** INSTRUCTIONS TO FOLLOW **
Quote the listing in full, exactly as given, minus any pictures.

**** STORED DATA

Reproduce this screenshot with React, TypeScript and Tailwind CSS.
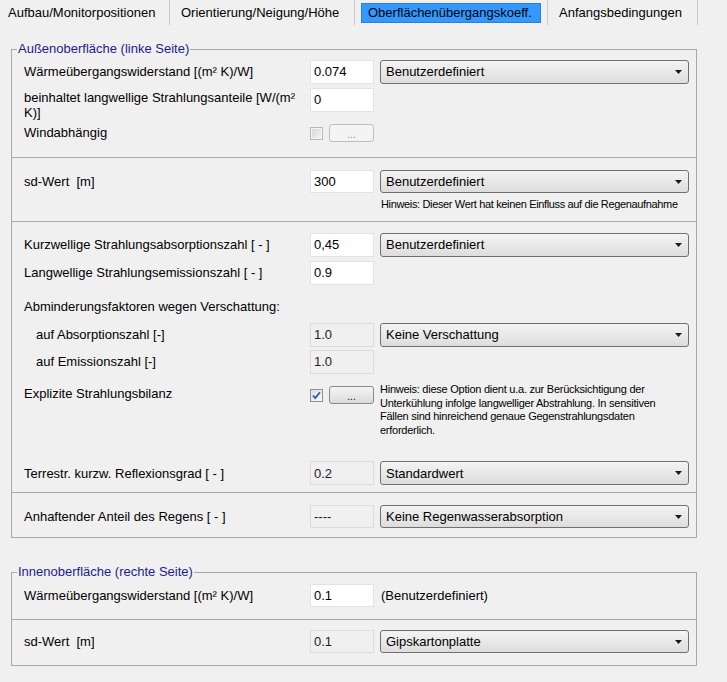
import React from 'react';

const FONT = "font-['Liberation_Sans',Arial,sans-serif]";

function TextBox({ value, disabled }: { value: string; disabled?: boolean }) {
  return (
    <div
      className={
        'w-[64px] h-full flex items-center pl-[3px] border ' +
        (disabled ? 'bg-[#f0f0f0] border-[#dcdcdc] text-[#222]' : 'bg-white border-[#e2e3ea]')
      }
    >
      {value}
    </div>
  );
}

function Combo({ value }: { value: string }) {
  return (
    <div className="ml-[6px] w-[309px] h-full flex items-center justify-between pl-[5px] pr-[6px] rounded-[3px] border border-[#707070] bg-gradient-to-b from-[#f4f4f4] to-[#dddddd]">
      <span>{value}</span>
      <svg width="7" height="4" viewBox="0 0 7 4">
        <path d="M0 0h7L3.5 4z" fill="#1a1a1a" />
      </svg>
    </div>
  );
}

function CheckBox({ checked, disabled }: { checked?: boolean; disabled?: boolean }) {
  return (
    <div
      className={
        'w-[13px] h-[13px] border flex items-center justify-center ' +
        (disabled ? 'border-[#b8b8b8] bg-[#f4f4f4]' : 'border-[#8e8f8f] bg-gradient-to-br from-[#dcdcdc] to-[#fafafa]')
      }
    >
      {checked && (
        <svg width="9" height="9" viewBox="0 0 9 9">
          <path d="M1 4.5l2.2 2.6L8 1.2" stroke="#3a58a8" strokeWidth="1.8" fill="none" />
        </svg>
      )}
      {!checked && <div className="w-[9px] h-[9px] bg-gradient-to-br from-[#d8d8d8] to-[#f2f2f2]" />}
    </div>
  );
}

function DotButton({ disabled }: { disabled?: boolean }) {
  return (
    <div
      className={
        'ml-[6px] w-[45px] h-[18px] rounded-[3px] border flex items-end justify-center pb-[1px] text-[10px] leading-none ' +
        (disabled
          ? 'border-[#bfbfbf] bg-[#f4f4f4] text-[#8c8c8c]'
          : 'border-[#8a8a8a] bg-gradient-to-b from-[#f4f4f4] to-[#dcdcdc] text-black')
      }
    >
      ...
    </div>
  );
}

function Row({
  label,
  indent,
  className,
  children,
}: {
  label: React.ReactNode;
  indent?: boolean;
  className?: string;
  children: React.ReactNode;
}) {
  return (
    <div className={'flex items-center ' + (className ?? '')}>
      <div className={'w-[298px] shrink-0 ' + (indent ? 'pl-[24px]' : 'pl-[12px]')}>{label}</div>
      <div className="flex items-center h-full">{children}</div>
    </div>
  );
}

function Separator({ className }: { className?: string }) {
  return <div className={'h-px bg-[#a9a9a9] ' + (className ?? '')} />;
}

function Group({ title, className, children }: { title: string; className?: string; children: React.ReactNode }) {
  return (
    <fieldset className={'ml-[11px] w-[686px] border border-[#a9a9a9] ' + (className ?? '')}>
      <legend className="ml-[5px] px-[1px] leading-[16px] text-[#1c1c8c]">{title}</legend>
      {children}
    </fieldset>
  );
}

export default function App() {
  const tabs = [
    { name: 'Aufbau/Monitorpositionen', w: 'w-[170px] pl-[8px]' },
    { name: 'Orientierung/Neigung/Höhe', w: 'w-[185px] pl-[11px]' },
    { name: 'Oberflächenübergangskoeff.', w: 'w-[193px]', active: true },
    { name: 'Anfangsbedingungen', w: 'w-[150px] pl-[11px]' },
  ];

  return (
    <div className={'w-[727px] h-[682px] bg-[#f0f0f0] text-[13px] text-black overflow-hidden ' + FONT}>
      <div className="flex h-[25px]">
        {tabs.map((t) => (
          <div key={t.name} className={'flex items-center border-r border-[#c9c9c9] ' + t.w}>
            {t.active ? (
              <div className="ml-[6px] w-[180px] h-[20px] flex items-center pl-[6px] bg-[#3399ff] border border-[#2a7fd4] text-black">
                {t.name}
              </div>
            ) : (
              t.name
            )}
          </div>
        ))}
      </div>

      <Group title="Außenoberfläche (linke Seite)" className="mt-[16px] pb-[9px]">
        <Row label="Wärmeübergangswiderstand [(m² K)/W]" className="mt-[3px] h-[24px]">
          <TextBox value="0.074" />
          <Combo value="Benutzerdefiniert" />
        </Row>
        <div className="flex items-start mt-[4px] h-[24px]">
          <div className="w-[298px] shrink-0 pl-[12px] leading-[15px] pt-[2px]">
            beinhaltet langwellige Strahlungsanteile [W/(m²
            <br />
            K)]
          </div>
          <div className="h-[24px] flex">
            <TextBox value="0" />
          </div>
        </div>
        <Row label="Windabhängig" className="mt-[12px] h-[18px]">
          <CheckBox disabled />
          <DotButton disabled />
        </Row>
        <Separator className="mt-[15px]" />

        <Row label={'sd-Wert\u00a0 [m]'} className="mt-[12px] h-[23px]">
          <TextBox value="300" />
          <Combo value="Benutzerdefiniert" />
        </Row>
        <div className="mt-[5px] pl-[369px] text-[11px] leading-[13px] whitespace-nowrap tracking-[-0.35px]">
          Hinweis: Dieser Wert hat keinen Einfluss auf die Regenaufnahme
        </div>
        <Separator className="mt-[10px]" />

        <Row label="Kurzwellige Strahlungsabsorptionszahl [ - ]" className="mt-[11px] h-[24px]">
          <TextBox value="0,45" />
          <Combo value="Benutzerdefiniert" />
        </Row>
        <Row label="Langwellige Strahlungsemissionszahl [ - ]" className="mt-[4px] h-[24px]">
          <TextBox value="0.9" />
        </Row>
        <div className="mt-[14px] pl-[12px] leading-[16px]">Abminderungsfaktoren wegen Verschattung:</div>
        <Row label="auf Absorptionszahl [-]" indent className="mt-[8px] h-[24px]">
          <TextBox value="1.0" disabled />
          <Combo value="Keine Verschattung" />
        </Row>
        <Row label="auf Emissionszahl [-]" indent className="mt-[3px] h-[24px]">
          <TextBox value="1.0" disabled />
        </Row>
        <div className="flex items-start mt-[9px]">
          <div className="w-[298px] shrink-0 pl-[12px] pt-[3px] leading-[15px]">Explizite Strahlungsbilanz</div>
          <div className="flex items-center h-[18px] mt-[3px]">
            <CheckBox checked />
            <DotButton />
          </div>
          <div className="ml-[6px] text-[11px] leading-[13.6px] whitespace-nowrap tracking-[-0.25px]">
            Hinweis: diese Option dient u.a. zur Berücksichtigung der
            <br />
            Unterkühlung infolge langwelliger Abstrahlung. In sensitiven
            <br />
            Fällen sind hinreichend genaue Gegenstrahlungsdaten
            <br />
            erforderlich.
          </div>
        </div>
        <Row label="Terrestr. kurzw. Reflexionsgrad [ - ]" className="mt-[24px] h-[24px]">
          <TextBox value="0.2" disabled />
          <Combo value="Standardwert" />
        </Row>
        <Separator className="mt-[7px]" />

        <Row label="Anhaftender Anteil des Regens [ - ]" className="mt-[12px] h-[23px]">
          <TextBox value="----" disabled />
          <Combo value="Keine Regenwasserabsorption" />
        </Row>
      </Group>

      <Group title="Innenoberfläche (rechte Seite)" className="mt-[26px] pb-[12px]">
        <Row label="Wärmeübergangswiderstand [(m² K)/W]" className="mt-[4px] h-[23px]">
          <TextBox value="0.1" />
          <span className="ml-[7px]">(Benutzerdefiniert)</span>
        </Row>
        <Separator className="mt-[12px]" />
        <Row label={'sd-Wert\u00a0 [m]'} className="mt-[10px] h-[23px]">
          <TextBox value="0.1" disabled />
          <Combo value="Gipskartonplatte" />
        </Row>
      </Group>
    </div>
  );
}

********

** CORRECT RESULT **
Reproduce this screenshot with React, TypeScript and Tailwind CSS.
import React from 'react';

const FONT = "font-['Liberation_Sans',Arial,sans-serif]";

function TextBox({ value, disabled }: { value: string; disabled?: boolean }) {
  return (
    <div
      className={
        'w-[64px] h-full flex items-center pl-[3px] border ' +
        (disabled ? 'bg-[#f0f0f0] border-[#dcdcdc] text-[#222]' : 'bg-white border-[#e2e3ea]')
      }
    >
      {value}
    </div>
  );
}

function Combo({ value }: { value: string }) {
  return (
    <div className="ml-[6px] w-[309px] h-full flex items-center justify-between pl-[5px] pr-[6px] rounded-[3px] border border-[#707070] bg-gradient-to-b from-[#f4f4f4] to-[#dddddd]">
      <span>{value}</span>
      <svg width="7" height="4" viewBox="0 0 7 4">
        <path d="M0 0h7L3.5 4z" fill="#1a1a1a" />
      </svg>
    </div>
  );
}

function CheckBox({ checked, disabled }: { checked?: boolean; disabled?: boolean }) {
  return (
    <div
      className={
        'w-[13px] h-[13px] border flex items-center justify-center ' +
        (disabled ? 'border-[#b8b8b8] bg-[#f4f4f4]' : 'border-[#8e8f8f] bg-gradient-to-br from-[#dcdcdc] to-[#fafafa]')
      }
    >
      {checked && (
        <svg width="9" height="9" viewBox="0 0 9 9">
          <path d="M1 4.5l2.2 2.6L8 1.2" stroke="#3a58a8" strokeWidth="1.8" fill="none" />
        </svg>
      )}
      {!checked && <div className="w-[9px] h-[9px] bg-gradient-to-br from-[#d8d8d8] to-[#f2f2f2]" />}
    </div>
  );
}

function DotButton({ disabled }: { disabled?: boolean }) {
  return (
    <div
      className={
        'ml-[6px] w-[45px] h-[18px] rounded-[3px] border flex items-end justify-center pb-[1px] text-[10px] leading-none ' +
        (disabled
          ? 'border-[#bfbfbf] bg-[#f4f4f4] text-[#8c8c8c]'
          : 'border-[#8a8a8a] bg-gradient-to-b from-[#f4f4f4] to-[#dcdcdc] text-black')
      }
    >
      ...
    </div>
  );
}

function Row({
  label,
  indent,
  className,
  children,
}: {
  label: React.ReactNode;
  indent?: boolean;
  className?: string;
  children: React.ReactNode;
}) {
  return (
    <div className={'flex items-center ' + (className ?? '')}>
      <div className={'w-[298px] shrink-0 ' + (indent ? 'pl-[24px]' : 'pl-[12px]')}>{label}</div>
      <div className="flex items-center h-full">{children}</div>
    </div>
  );
}

function Separator({ className }: { className?: string }) {
  return <div className={'h-px bg-[#a9a9a9] ' + (className ?? '')} />;
}

function Group({ title, className, children }: { title: string; className?: string; children: React.ReactNode }) {
  return (
    <fieldset className={'ml-[11px] w-[686px] border border-[#a9a9a9] ' + (className ?? '')}>
      <legend className="ml-[5px] px-[1px] leading-[16px] text-[#1c1c8c]">{title}</legend>
      {children}
    </fieldset>
  );
}

export default function App() {
  const tabs = [
    { name: 'Aufbau/Monitorpositionen', w: 'w-[170px] pl-[8px]' },
    { name: 'Orientierung/Neigung/Höhe', w: 'w-[185px] pl-[11px]' },
    { name: 'Oberflächenübergangskoeff.', w: 'w-[193px]', active: true },
    { name: 'Anfangsbedingungen', w: 'w-[150px] pl-[11px]' },
  ];

  return (
    <div className={'w-[727px] h-[682px] bg-[#f0f0f0] text-[13px] text-black overflow-hidden ' + FONT}>
      <div className="flex h-[25px]">
        {tabs.map((t) => (
          <div key={t.name} className={'flex items-center border-r border-[#c9c9c9] ' + t.w}>
            {t.active ? (
              <div className="ml-[6px] w-[180px] h-[20px] flex items-center pl-[6px] bg-[#3399ff] border border-[#2a7fd4] text-black">
                {t.name}
              </div>
            ) : (
              t.name
            )}
          </div>
        ))}
      </div>

      <Group title="Außenoberfläche (linke Seite)" className="mt-[16px] pb-[9px]">
        <Row label="Wärmeübergangswiderstand [(m² K)/W]" className="mt-[3px] h-[24px]">
          <TextBox value="0.074" />
          <Combo value="Benutzerdefiniert" />
        </Row>
        <div className="flex items-start mt-[4px] h-[24px]">
          <div className="w-[298px] shrink-0 pl-[12px] leading-[15px] pt-[2px]">
            beinhaltet langwellige Strahlungsanteile [W/(m²
            <br />
            K)]
          </div>
          <div className="h-[24px] flex">
            <TextBox value="0" />
          </div>
        </div>
        <Row label="Windabhängig" className="mt-[12px] h-[18px]">
          <CheckBox disabled />
          <DotButton disabled />
        </Row>
        <Separator className="mt-[15px]" />

        <Row label={'sd-Wert\u00a0 [m]'} className="mt-[12px] h-[23px]">
          <TextBox value="300" />
          <Combo value="Benutzerdefiniert" />
        </Row>
        <div className="mt-[5px] pl-[369px] text-[11px] leading-[13px] whitespace-nowrap tracking-[-0.35px]">
          Hinweis: Dieser Wert hat keinen Einfluss auf die Regenaufnahme
        </div>
        <Separator className="mt-[10px]" />

        <Row label="Kurzwellige Strahlungsabsorptionszahl [ - ]" className="mt-[11px] h-[24px]">
          <TextBox value="0,45" />
          <Combo value="Benutzerdefiniert" />
        </Row>
        <Row label="Langwellige Strahlungsemissionszahl [ - ]" className="mt-[4px] h-[24px]">
          <TextBox value="0.9" />
        </Row>
        <div className="mt-[14px] pl-[12px] leading-[16px]">Abminderungsfaktoren wegen Verschattung:</div>
        <Row label="auf Absorptionszahl [-]" indent className="mt-[8px] h-[24px]">
          <TextBox value="1.0" disabled />
          <Combo value="Keine Verschattung" />
        </Row>
        <Row label="auf Emissionszahl [-]" indent className="mt-[3px] h-[24px]">
          <TextBox value="1.0" disabled />
        </Row>
        <div className="flex items-start mt-[9px]">
          <div className="w-[298px] shrink-0 pl-[12px] pt-[3px] leading-[15px]">Explizite Strahlungsbilanz</div>
          <div className="flex items-center h-[18px] mt-[3px]">
            <CheckBox checked />
            <DotButton />
          </div>
          <div className="ml-[6px] text-[11px] leading-[13.6px] whitespace-nowrap tracking-[-0.25px]">
            Hinweis: diese Option dient u.a. zur Berücksichtigung der
            <br />
            Unterkühlung infolge langwelliger Abstrahlung. In sensitiven
            <br />
            Fällen sind hinreichend genaue Gegenstrahlungsdaten
            <br />
            erforderlich.
          </div>
        </div>
        <Row label="Terrestr. kurzw. Reflexionsgrad [ - ]" className="mt-[24px] h-[24px]">
          <TextBox value="0.2" disabled />
          <Combo value="Standardwert" />
        </Row>
        <Separator className="mt-[7px]" />

        <Row label="Anhaftender Anteil des Regens [ - ]" className="mt-[12px] h-[23px]">
          <TextBox value="----" disabled />
          <Combo value="Keine Regenwasserabsorption" />
        </Row>
      </Group>

      <Group title="Innenoberfläche (rechte Seite)" className="mt-[26px] pb-[12px]">
        <Row label="Wärmeübergangswiderstand [(m² K)/W]" className="mt-[4px] h-[23px]">
          <TextBox value="0.1" />
          <span className="ml-[7px]">(Benutzerdefiniert)</span>
        </Row>
        <Separator className="mt-[12px]" />
        <Row label={'sd-Wert\u00a0 [m]'} className="mt-[10px] h-[23px]">
          <TextBox value="0.1" disabled />
          <Combo value="Gipskartonplatte" />
        </Row>
      </Group>
    </div>
  );
}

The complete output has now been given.